Through its flawed counterarguments, the dissent advanced a new route for corporations to further curtail appraisals. Recently, the court has narrowed this doctrine by allowing contractual waivers of appraisal rights70 and tying valuations to the deal’s price.71 While such cases impose substantive limits on the remedy, the dissent exhibited receptiveness to a procedural restraint: misleading disclosures. Moreover, this new technique presents the most damaging constraint yet: whereas precedent allows investors to either “price in” contractual waivers ex ante72 or seek valuations with de facto ceilings,73 the dissent threatened to eliminate appraisal rights wholesale and ex post. Namely, facing this procedural blockade in addition to their already costly litigation,74 otherwise-dissenting shareholders could plausibly determine the legal expenditures of an appraisal to outweigh its expected recovery.75 Alternatively, some might fall prey to the deceptive information and mistakenly believe the judiciary’s valuation would be nominal.76 In either scenario, the shareholders would forgo appraisal even though they would have exercised such rights — and initially bought their shares with the confidence of this doctrine’s perceived protection — absent a misleading disclosure.

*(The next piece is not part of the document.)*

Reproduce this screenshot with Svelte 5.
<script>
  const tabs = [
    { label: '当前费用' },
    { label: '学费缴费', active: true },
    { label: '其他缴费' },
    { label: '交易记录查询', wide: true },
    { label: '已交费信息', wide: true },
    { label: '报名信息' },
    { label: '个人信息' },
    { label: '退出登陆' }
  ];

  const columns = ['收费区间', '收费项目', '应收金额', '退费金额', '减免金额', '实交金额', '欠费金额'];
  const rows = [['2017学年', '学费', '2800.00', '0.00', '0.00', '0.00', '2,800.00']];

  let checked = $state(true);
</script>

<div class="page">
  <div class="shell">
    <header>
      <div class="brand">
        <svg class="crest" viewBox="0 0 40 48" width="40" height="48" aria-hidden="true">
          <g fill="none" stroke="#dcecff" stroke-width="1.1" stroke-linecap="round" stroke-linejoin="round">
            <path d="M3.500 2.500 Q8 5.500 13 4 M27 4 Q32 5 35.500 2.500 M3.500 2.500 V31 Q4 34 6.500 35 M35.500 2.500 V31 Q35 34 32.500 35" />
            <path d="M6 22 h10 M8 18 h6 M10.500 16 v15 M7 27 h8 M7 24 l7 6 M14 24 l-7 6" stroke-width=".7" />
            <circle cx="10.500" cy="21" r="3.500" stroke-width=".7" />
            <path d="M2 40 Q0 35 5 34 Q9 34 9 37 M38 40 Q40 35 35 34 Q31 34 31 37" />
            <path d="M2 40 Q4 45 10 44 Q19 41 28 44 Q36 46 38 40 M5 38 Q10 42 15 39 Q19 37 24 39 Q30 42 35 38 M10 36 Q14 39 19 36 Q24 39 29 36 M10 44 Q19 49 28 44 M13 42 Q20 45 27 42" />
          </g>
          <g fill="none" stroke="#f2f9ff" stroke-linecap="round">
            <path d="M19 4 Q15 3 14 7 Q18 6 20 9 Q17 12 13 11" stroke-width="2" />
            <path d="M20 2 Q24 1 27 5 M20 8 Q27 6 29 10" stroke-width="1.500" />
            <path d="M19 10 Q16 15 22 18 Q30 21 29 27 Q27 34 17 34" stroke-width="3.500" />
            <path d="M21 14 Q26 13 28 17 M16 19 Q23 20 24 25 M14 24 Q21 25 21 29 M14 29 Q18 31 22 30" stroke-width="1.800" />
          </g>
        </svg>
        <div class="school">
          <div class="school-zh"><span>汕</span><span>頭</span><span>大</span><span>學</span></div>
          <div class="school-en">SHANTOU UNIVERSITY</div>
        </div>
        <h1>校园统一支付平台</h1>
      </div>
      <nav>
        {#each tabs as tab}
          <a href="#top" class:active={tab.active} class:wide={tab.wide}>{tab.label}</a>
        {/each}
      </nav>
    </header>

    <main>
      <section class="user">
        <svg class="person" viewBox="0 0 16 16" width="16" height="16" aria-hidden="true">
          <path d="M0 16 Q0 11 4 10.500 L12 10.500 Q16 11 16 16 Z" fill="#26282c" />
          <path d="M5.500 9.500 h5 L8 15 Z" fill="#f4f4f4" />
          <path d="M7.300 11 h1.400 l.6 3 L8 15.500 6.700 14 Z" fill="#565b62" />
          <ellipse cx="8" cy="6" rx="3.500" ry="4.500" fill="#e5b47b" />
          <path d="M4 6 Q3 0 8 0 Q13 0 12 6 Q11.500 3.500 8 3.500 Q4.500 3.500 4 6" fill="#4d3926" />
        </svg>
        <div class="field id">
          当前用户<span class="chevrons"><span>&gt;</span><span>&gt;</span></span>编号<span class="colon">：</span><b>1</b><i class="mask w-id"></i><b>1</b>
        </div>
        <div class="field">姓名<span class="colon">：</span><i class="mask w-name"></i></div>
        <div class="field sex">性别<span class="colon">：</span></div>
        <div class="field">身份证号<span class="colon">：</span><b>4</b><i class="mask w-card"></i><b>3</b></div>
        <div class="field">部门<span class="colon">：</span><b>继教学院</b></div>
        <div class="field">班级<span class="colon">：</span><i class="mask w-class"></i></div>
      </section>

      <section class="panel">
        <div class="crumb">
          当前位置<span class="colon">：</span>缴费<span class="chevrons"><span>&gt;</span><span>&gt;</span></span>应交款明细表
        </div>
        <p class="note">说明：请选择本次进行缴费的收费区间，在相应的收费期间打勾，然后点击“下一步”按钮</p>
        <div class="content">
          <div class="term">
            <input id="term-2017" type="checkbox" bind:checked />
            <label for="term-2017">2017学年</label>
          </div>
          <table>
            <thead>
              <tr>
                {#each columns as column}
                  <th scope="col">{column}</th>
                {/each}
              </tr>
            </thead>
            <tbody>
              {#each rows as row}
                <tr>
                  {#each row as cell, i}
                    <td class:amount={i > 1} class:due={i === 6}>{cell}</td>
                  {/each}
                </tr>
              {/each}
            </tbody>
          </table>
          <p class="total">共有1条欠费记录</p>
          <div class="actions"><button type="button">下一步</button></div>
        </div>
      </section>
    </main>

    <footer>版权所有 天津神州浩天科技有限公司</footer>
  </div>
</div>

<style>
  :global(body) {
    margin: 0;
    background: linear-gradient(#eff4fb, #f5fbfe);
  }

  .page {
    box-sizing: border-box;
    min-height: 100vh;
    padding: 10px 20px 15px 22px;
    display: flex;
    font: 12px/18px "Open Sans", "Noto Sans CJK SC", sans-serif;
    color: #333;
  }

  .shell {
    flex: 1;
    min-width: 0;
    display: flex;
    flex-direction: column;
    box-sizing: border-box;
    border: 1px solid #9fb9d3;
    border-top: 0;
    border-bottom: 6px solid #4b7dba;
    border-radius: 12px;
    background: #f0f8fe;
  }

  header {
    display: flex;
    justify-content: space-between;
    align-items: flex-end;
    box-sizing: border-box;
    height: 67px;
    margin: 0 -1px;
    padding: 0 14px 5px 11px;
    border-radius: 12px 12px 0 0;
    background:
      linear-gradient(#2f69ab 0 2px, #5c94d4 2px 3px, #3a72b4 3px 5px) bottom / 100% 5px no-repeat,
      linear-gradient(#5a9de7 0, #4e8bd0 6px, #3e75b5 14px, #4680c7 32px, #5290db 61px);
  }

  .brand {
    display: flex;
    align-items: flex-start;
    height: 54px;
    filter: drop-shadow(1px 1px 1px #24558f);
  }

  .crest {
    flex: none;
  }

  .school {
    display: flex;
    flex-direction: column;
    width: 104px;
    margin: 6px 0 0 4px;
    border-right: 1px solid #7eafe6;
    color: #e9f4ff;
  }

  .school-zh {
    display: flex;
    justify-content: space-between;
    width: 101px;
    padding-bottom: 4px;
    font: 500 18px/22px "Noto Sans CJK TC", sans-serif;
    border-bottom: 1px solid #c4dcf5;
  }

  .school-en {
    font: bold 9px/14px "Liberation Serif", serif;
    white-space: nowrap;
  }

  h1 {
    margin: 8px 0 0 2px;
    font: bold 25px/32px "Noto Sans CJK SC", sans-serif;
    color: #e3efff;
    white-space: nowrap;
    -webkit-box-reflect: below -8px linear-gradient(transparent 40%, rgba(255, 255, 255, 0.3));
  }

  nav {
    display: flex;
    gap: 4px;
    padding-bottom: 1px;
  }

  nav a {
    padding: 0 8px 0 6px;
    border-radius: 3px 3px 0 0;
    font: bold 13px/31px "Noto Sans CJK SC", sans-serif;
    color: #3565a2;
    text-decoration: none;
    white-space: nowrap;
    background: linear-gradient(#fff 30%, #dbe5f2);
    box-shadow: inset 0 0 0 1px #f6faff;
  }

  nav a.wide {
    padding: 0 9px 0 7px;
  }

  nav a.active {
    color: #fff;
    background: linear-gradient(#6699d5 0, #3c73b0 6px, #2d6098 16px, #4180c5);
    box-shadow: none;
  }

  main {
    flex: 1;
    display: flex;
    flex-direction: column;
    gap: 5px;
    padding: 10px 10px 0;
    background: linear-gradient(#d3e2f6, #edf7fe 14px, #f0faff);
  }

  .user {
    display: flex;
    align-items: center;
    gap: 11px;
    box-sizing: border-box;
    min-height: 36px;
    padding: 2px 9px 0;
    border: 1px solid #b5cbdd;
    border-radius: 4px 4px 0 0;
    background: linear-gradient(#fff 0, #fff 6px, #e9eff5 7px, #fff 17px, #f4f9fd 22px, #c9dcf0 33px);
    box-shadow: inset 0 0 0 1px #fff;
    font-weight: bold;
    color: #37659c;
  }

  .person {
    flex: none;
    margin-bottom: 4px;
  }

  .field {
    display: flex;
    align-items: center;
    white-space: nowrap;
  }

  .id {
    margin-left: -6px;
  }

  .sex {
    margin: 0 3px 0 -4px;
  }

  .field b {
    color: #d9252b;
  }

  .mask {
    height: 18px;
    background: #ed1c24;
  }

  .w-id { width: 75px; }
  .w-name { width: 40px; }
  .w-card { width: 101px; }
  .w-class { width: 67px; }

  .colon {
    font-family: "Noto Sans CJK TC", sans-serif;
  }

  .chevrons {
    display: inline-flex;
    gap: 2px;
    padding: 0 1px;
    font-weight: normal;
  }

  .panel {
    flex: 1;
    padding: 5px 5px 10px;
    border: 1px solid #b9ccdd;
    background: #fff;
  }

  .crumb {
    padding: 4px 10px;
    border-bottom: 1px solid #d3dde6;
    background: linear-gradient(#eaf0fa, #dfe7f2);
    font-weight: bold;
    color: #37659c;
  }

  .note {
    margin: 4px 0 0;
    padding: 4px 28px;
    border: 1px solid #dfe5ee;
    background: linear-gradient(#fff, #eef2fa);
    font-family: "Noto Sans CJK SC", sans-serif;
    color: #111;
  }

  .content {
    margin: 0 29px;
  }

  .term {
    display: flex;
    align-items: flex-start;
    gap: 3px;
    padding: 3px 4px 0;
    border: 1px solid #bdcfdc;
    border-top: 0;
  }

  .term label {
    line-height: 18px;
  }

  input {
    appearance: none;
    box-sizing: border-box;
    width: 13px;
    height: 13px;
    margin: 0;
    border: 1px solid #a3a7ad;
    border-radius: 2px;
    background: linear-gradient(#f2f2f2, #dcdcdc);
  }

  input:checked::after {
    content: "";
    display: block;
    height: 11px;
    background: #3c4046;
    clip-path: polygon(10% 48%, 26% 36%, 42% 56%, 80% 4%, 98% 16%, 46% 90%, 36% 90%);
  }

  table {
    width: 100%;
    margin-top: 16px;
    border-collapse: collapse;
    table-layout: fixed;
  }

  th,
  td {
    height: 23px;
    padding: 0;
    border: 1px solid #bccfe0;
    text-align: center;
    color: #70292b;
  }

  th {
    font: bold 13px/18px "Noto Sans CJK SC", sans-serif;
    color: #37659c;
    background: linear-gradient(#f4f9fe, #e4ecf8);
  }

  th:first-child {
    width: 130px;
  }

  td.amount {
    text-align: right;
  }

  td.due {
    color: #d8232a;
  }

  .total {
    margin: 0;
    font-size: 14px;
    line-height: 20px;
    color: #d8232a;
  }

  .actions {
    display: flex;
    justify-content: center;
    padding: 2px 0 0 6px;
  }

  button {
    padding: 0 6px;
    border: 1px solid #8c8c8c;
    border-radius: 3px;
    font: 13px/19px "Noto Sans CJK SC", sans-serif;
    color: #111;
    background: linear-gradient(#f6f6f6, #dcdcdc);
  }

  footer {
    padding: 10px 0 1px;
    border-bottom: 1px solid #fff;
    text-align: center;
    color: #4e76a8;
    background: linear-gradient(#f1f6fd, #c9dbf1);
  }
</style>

On a broader level, this split decision illustrated the continued decline of appraisals. Delaware’s legislature originally adopted the doctrine to protect shareholders from perceived inadequate deal prices,77 and appraisals continue to deliver such insurance by effectively setting a price floor on negotiations.78 Empirical research indicates merger targets receive higher deal premia after events strengthening appraisal remedies without a corresponding deterrent effect on the likelihood of consolidation,79 suggesting these actions aid all shareholders rather than just dissidents. Yet none of the Justices addressed these benefits — including the majority. Instead, they narrowly reversed the shareholders’ dismissal without ever acknowledging the doctrine’s greater significance. Considering the precarious outlook of appraisals,80 such a marginal decision fails to decelerate the remedy’s fading relevance. Should a similar case arise with stronger facts for the defendants, the dissent could plausibly garner another vote to maintain this decline. In particular, Brookfield’s efforts at an appraisal-rights closing condition81 possibly increased skepticism toward the proxy, and another merger could involve a comparably confusing disclosure without such documented attempts.82 But even accepting this seeming shareholder victory on its face, the split decision still signaled the court’s rising reluctance toward robust appraisal rights.
Although the shareholders in In re GGP prevailed, their reversal of a motion to dismiss by one vote hardly forms a resounding success. Rather, it demonstrates the continuously dwindling potency of Delaware’s appraisal rights. By shoehorning clarity into the proxy, the dissent muddied the prospects of future appraisals and invited corporations to dilute such rights through procedural creativity. Without further clarity on the topic, shareholders will only be further dissuaded from leveraging this doctrine — stifling a once-meaningful barrier against corporate exploitation.83 Given the court’s gradual erosion of such so-called rights, section 262 seems destined for the sleepy backwater from which it came.